1. Entering before the enemy uses peel

The mistake is jumping at the first red health bar. A 15% HP target with Lulu ultimate, Janna tornado, Thresh lantern, or Zilean ultimate behind them is bait. The solution is to attack the cooldown first: throw Snowball, hold recast, wait for shield or disengage, then finish with confirmed damage. The result is 1 wasted enemy peel spell and 1 real cleanup window instead of a failed dive.

2. Chasing past the next enemy wave

The mistake is running beyond minions, turret zone, or the enemy's respawn pressure for a kill that needs 3 more actions. ARAM Mayhem respawn and re-engage tempo makes deep chases especially punishing. The solution is the 2-action rule: if the kill cannot be completed with 2 inputs from your current position, stop and hit the nearest killable target. The result is more takedowns over the full fight because your champion stays alive for the second wave.

3. Ignoring shields, heals, stasis, and revive effects

The mistake is treating visible HP as final HP. It is not. Barrier-style shields, enchanter shields, lifesteal bursts, stasis effects, Tryndamere ultimate, Renata bailout, Zilean ultimate, and similar effects can erase a perfect-looking execute. The solution is to call the defensive effect in your head before committing: "Lulu shield used," "Zhonya unavailable," "Zilean ult still ready." One named cooldown, one delayed engage, one secured kill. That habit alone removes half of the random deaths new Mayhem players blame on bad luck.

FAQ

How do I know if a low-health enemy is actually killable in ARAM Mayhem?

Use the 2-action rule. If your champion can finish the target with 2 confirmed actions, such as Snowball recast plus Q or Flash plus point-and-click ultimate, the target is killable. If the target requires 3 or more actions while their team has control spells ready, stop chasing and reset your position.

Should Snowball be used immediately on low-health enemies?

No. Snowball should be recast after the enemy's first defensive response. Mark the target, wait for shield, Flash, dash, or peel to appear, then recast when the landing damage and follow-up spell will finish the kill. Instant recast is correct only when the target has no available defensive cooldown and your follow-up is guaranteed.

Which champions are strongest for ARAM Mayhem cleanup?

Reset and exit champions are the most reliable: Pyke, Kha'Zix, Katarina, Viego, Jinx, Tristana, Akali, Zed, and Darius-style reset fighters. Their strength comes from turning 1 takedown into another action. Current win-rate and pick-rate checks should be made on OP.GG, U.GG, Lolalytics, Mobalytics, or League of Graphs because balance shifts every patch.

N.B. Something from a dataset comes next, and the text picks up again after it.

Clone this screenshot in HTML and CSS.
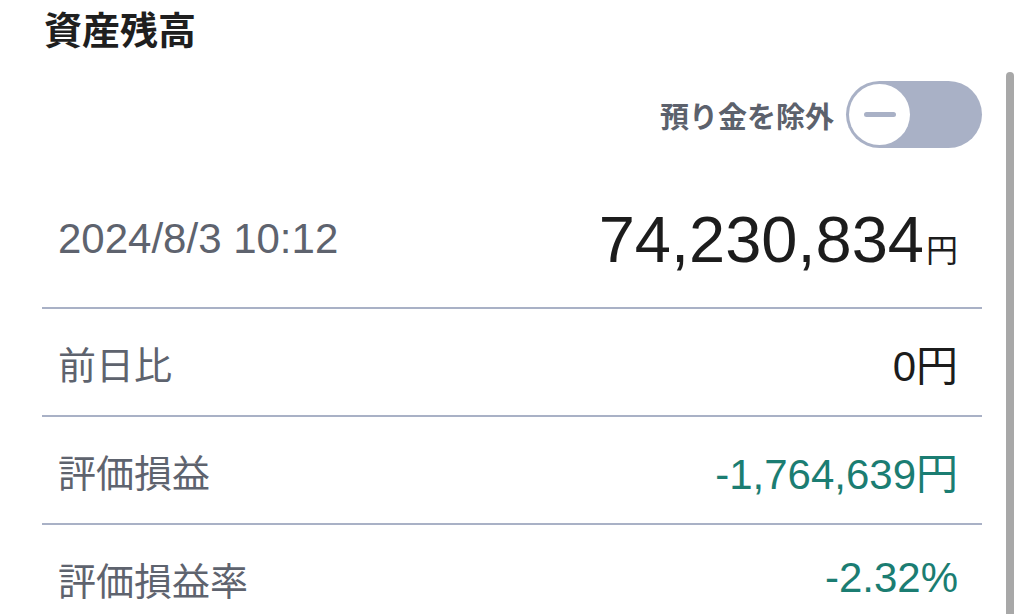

What is the safest way for ADCs to clean up low-health enemies?

Stay at maximum attack range, secure the nearest kill first, then use reset movement or passive speed to reach the next target. Flash should be saved for guaranteed final damage or avoiding hard crowd control. Walking into brush or hook range for a 10% HP target is a losing trade unless the kill triggers an immediate reset and no enemy control spell can reach you.

How should mages finish fleeing enemies in Mayhem?

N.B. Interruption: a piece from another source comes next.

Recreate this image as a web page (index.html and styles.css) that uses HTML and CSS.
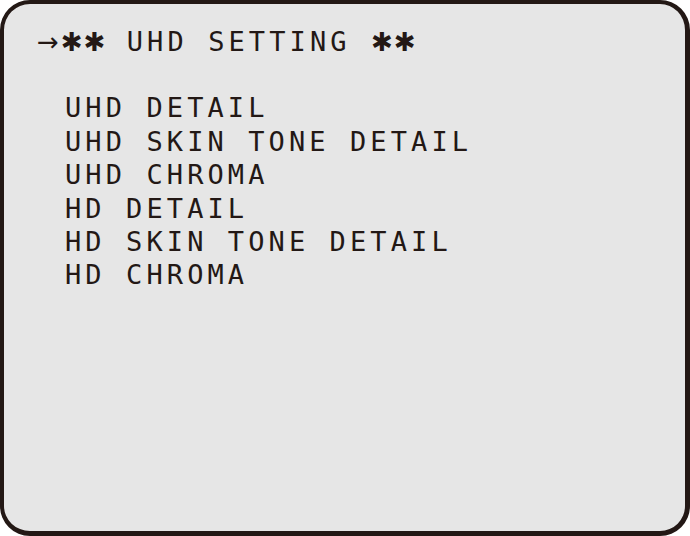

Place control or damage behind the target's escape path, then fire burst where the forced movement leads. Veigar cage, Viktor gravity field, Lux E, Brand ultimate, and Hwei zone spells work best when they cut off the retreat instead of chasing the current position. One zone spell plus one damage spell usually beats walking forward for a risky skillshot.

Action Plan for Cleaner Mayhem Finishes

Before the next ARAM Mayhem queue, lock in 5 cleanup rules. First, read health, cooldowns, and defensive effects together. Second, commit only when the kill takes 2 actions from your current position. Third, use Snowball as a delayed execution tool, not a panic button. Fourth, enter after enemy crowd control is spent, especially as an assassin or fighter. Fifth, secure the nearest killable target before chasing the lowest health bar on the screen.

The fastest improvement comes from reviewing deaths, not kills. After every failed cleanup, name the exact missing check: Flash not counted, shield ignored, Snowball recast too early, brush face-checked, or exit spell spent forward. Fix 1 of those errors per game and the result is visible within a short session: fewer 1-for-1 dives, more reset chains, and cleaner teamfight endings in the mode where one mistimed chase can undo an entire fight.